KARIN BARRON (Ed.)
Studentlitteratur, Lund, Sweden, 2004, ISBN 91-44-02672-2
The Swedish sociologist Karin Barron has, in collaboration with researchers from Nordic and Anglo-Saxon cultures, edited an anthology entitled Gender and Disability. The intention of this book is to contribute to the international discussion about gender issues related to disability research.
Feminist research has only very recently included disability studies as part of the scientific examination of women's embodied lives and participation in societies and cultures. Disabled women and their sexual and reproductive life as it is experienced and constructed in different contexts and historical periods is the main topic of this book. The power of medical knowledge systems has constructed complex norms for reproduction in general. For disabled women the consequence of gender power has been more disastrous than it has for other women. In this sense this book makes an important contribution to writing on the hidden history of invisible women.
By introducing the readers to five empirical studies that illuminate how shifting political ideologies construct gender-specific ideas, the researchers discuss how reproductive rights cannot be taken for granted in the citizenship of disabled women and mothers. Reproductive rights are closely linked to hegemonic ideas of how life has to be lived in “correct” ways according to accepted ideals.
Kristina Engwall analyses doctor's evaluations of female patients’ behaviour in a mental hospital in Sweden in the period 1931–67. During this period children or adults with learning disabilities or auditory problems were often defined as “mentally retarded”. Girls and women suffering from such functional losses very easily lost their sexual dignity as well. They were seen as a threat to the social order since they did not behave like “ordinary women”. If they had children people thought the children would be like their mothers. And since they were unable to provide for themselves and their children economically, they were seen as a burden on society.
Traustadottir and Sigurjonsdottir write about their study of tree generation disabled mothers and their family network. They found that disabled mothers experienced emotional intimacy and social safety primarily from close female kin. But local welfare workers responded to their situation in different ways. If the women in the family contacted the local welfare office before the children of disabled women were born, they were “co-operative”. If not, they had a “problem”. The social workers decided how the dignity of such families should be constructed, and did not include the norms of the participants in their judgements.
Gisela Helmius discusses how disabled women are socialized to have non-sexual behaviour. Sexual affairs, flirting and erotic life are culturally associated with “normal” bodies. This implies that sexual feelings are in people's legs or arms and not interwoven in their social interactions.
In Nordic cultures there has traditionally been openness on sexual issues, at least at the rhetoric level, but ambivalence has also been communicated. On the one hand sexuality has been discussed as problematic; related to unwanted pregnancies, rape and harassment. On the other hand passion, desire and sexual pleasure has been kept away from teenage girls and young women. This has been usual for women in general. For disabled women the picture has been one dominated by non-sexuality, passivity and lack of information.

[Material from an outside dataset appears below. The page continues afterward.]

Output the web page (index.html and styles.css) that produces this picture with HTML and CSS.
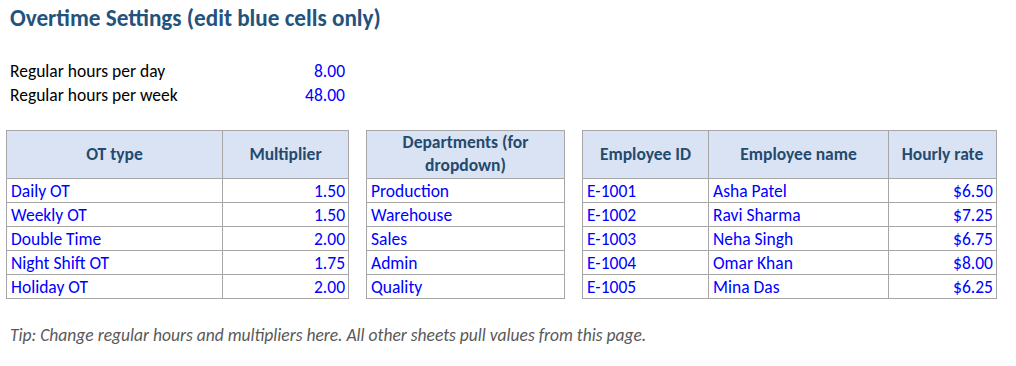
FILE: index.html
```html
<!DOCTYPE html>
<html lang="en">
<head>
<meta charset="utf-8">
<title>Overtime Settings</title>
<link rel="stylesheet" href="styles.css">
</head>
<body>
<div class="sheet">
  <h1 class="title">Overtime Settings (edit blue cells only)</h1>
  <div class="params">
    <div class="param-label">Regular hours per day</div>
    <div class="param-value">8.00</div>
    <div class="param-label">Regular hours per week</div>
    <div class="param-value">48.00</div>
  </div>
  <div class="tables">
    <table class="grid t-ot">
      <colgroup><col class="c-type"><col class="c-mult"></colgroup>
      <thead><tr><th>OT type</th><th>Multiplier</th></tr></thead>
      <tbody>
        <tr><td>Daily OT</td><td class="num">1.50</td></tr>
        <tr><td>Weekly OT</td><td class="num">1.50</td></tr>
        <tr><td>Double Time</td><td class="num">2.00</td></tr>
        <tr><td>Night Shift OT</td><td class="num">1.75</td></tr>
        <tr><td>Holiday OT</td><td class="num">2.00</td></tr>
      </tbody>
    </table>
    <table class="grid t-dept">
      <colgroup><col class="c-dept"></colgroup>
      <thead><tr><th class="two">Departments (for<br>dropdown)</th></tr></thead>
      <tbody>
        <tr><td>Production</td></tr>
        <tr><td>Warehouse</td></tr>
        <tr><td>Sales</td></tr>
        <tr><td>Admin</td></tr>
        <tr><td>Quality</td></tr>
      </tbody>
    </table>
    <table class="grid t-emp">
      <colgroup><col class="c-id"><col class="c-name"><col class="c-rate"></colgroup>
      <thead><tr><th>Employee ID</th><th>Employee name</th><th>Hourly rate</th></tr></thead>
      <tbody>
        <tr><td>E-1001</td><td>Asha Patel</td><td class="num">$6.50</td></tr>
        <tr><td>E-1002</td><td>Ravi Sharma</td><td class="num">$7.25</td></tr>
        <tr><td>E-1003</td><td>Neha Singh</td><td class="num">$6.75</td></tr>
        <tr><td>E-1004</td><td>Omar Khan</td><td class="num">$8.00</td></tr>
        <tr><td>E-1005</td><td>Mina Das</td><td class="num">$6.25</td></tr>
      </tbody>
    </table>
  </div>
  <p class="tip">Tip: Change regular hours and multipliers here. All other sheets pull values from this page.</p>
</div>
</body>
</html>
```
FILE: styles.css
```css
* { box-sizing: border-box; }
html, body { margin: 0; padding: 0; background: #ffffff; }
body {
  font-family: Carlito, "Liberation Sans", Arial, sans-serif;
  font-size: 17.5px;
  color: #000000;
}
.sheet {
  padding: 0 0 0 6px;
  width: 1016px;
}
.title {
  margin: 0;
  padding: 7px 0 0 4px;
  height: 58px;
  line-height: 1;
  font-size: 23.2px;
  font-weight: bold;
  color: #23527c;
}
.params {
  display: grid;
  grid-template-columns: 217px 126px;
  grid-auto-rows: 24px;
  align-items: end;
  line-height: 1;
}
.param-label { padding: 0 0 2px 4px; }
.param-value { text-align: right; padding: 0 4px 2px 0; color: #0000ff; }
.tables {
  display: flex;
  gap: 17px;
  margin-top: 24px;
  align-items: flex-start;
}
.grid {
  border-collapse: separate;
  border-spacing: 0;
  table-layout: fixed;
  border-top: 1px solid #a6a6a6;
  border-left: 1px solid #a6a6a6;
}
.grid th, .grid td {
  border-right: 1px solid #a6a6a6;
  border-bottom: 1px solid #a6a6a6;
  padding: 0 4px;
  white-space: nowrap;
  overflow: hidden;
}
.grid th {
  background: #dae3f3;
  color: #244a6e;
  font-weight: bold;
  text-align: center;
  height: 48px;
  line-height: 24px;
  vertical-align: middle;
  padding-bottom: 2px;
}
.grid th.two {
  line-height: 23px;
  vertical-align: top;
  padding: 0 4px;
}
.grid td {
  color: #0000ff;
  text-align: left;
  height: 24px;
  line-height: 1;
  vertical-align: bottom;
  padding-bottom: 2px;
}
.grid td.num { text-align: right; padding-right: 3px; }
.t-ot { width: 343px; }
.c-type { width: 216px; }
.c-mult { width: 126px; }
.t-dept { width: 199px; }
.c-dept { width: 198px; }
.t-emp { width: 415px; }
.c-id { width: 126px; }
.c-name { width: 180px; }
.c-rate { width: 108px; }
.tip {
  margin: 28px 0 0 0;
  padding-left: 4px;
  font-style: italic;
  color: #595959;
  line-height: 1;
}
```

Karin Barron interviewed disabled women about how they construct and experience their gender identity and reproductive roles. Some of them associated motherhood with babies crying for milk in the middle of the night. Others had internalized their culture's picture of them as incompetent mothers. Some experienced their bodies with pleasure, saying that: “My heart beats. My body is strong and good”.
Kristjana Kristiansen invites the readers to enter what she calls “the country of mentally ill people” – a place with a female dominated subculture. She looks into “the networks of rooms” where the women live out their lives. Mentally ill people might experience their lives as marginal and “as if the rest of the world is passing by on the other side of the river”, as one of the women formulates it. However, they also have their strengths. Even if they feel excluded, they might insist on following their own feelings and demand to be taken seriously. If they cannot follow and trust their own emotional experiences, whose feelings should then be “real”?
Mentally ill women, as a group, are invisible and live in highly vulnerable positions. They are easily taken advantage of sexually, and violence and harassment might be more “normal” for them than for other women.
All in all this book is informative and raises important political questions. I had to read it twice before I understood that these stories belong to all of us, and as such are not stories about and for “disabled women”. The reason for this that the researchers have succeeded in showing how complex and interesting disabled women's stories can be. The issues facing disabled women are just as complex and difficult as they might be for everyone, but their lives are constructed as different, invisible and powerless.
By introducing the audience to the world of disabled women's lives and history, we all learn that “their” history is also part of “our” history. Women's struggle for sexual and economic independence is a difficult and complex sport for all women – but a high-risk extreme sport for disabled women. The question is: how many variations of “normal femininities” exist … and who has the power to define and count them?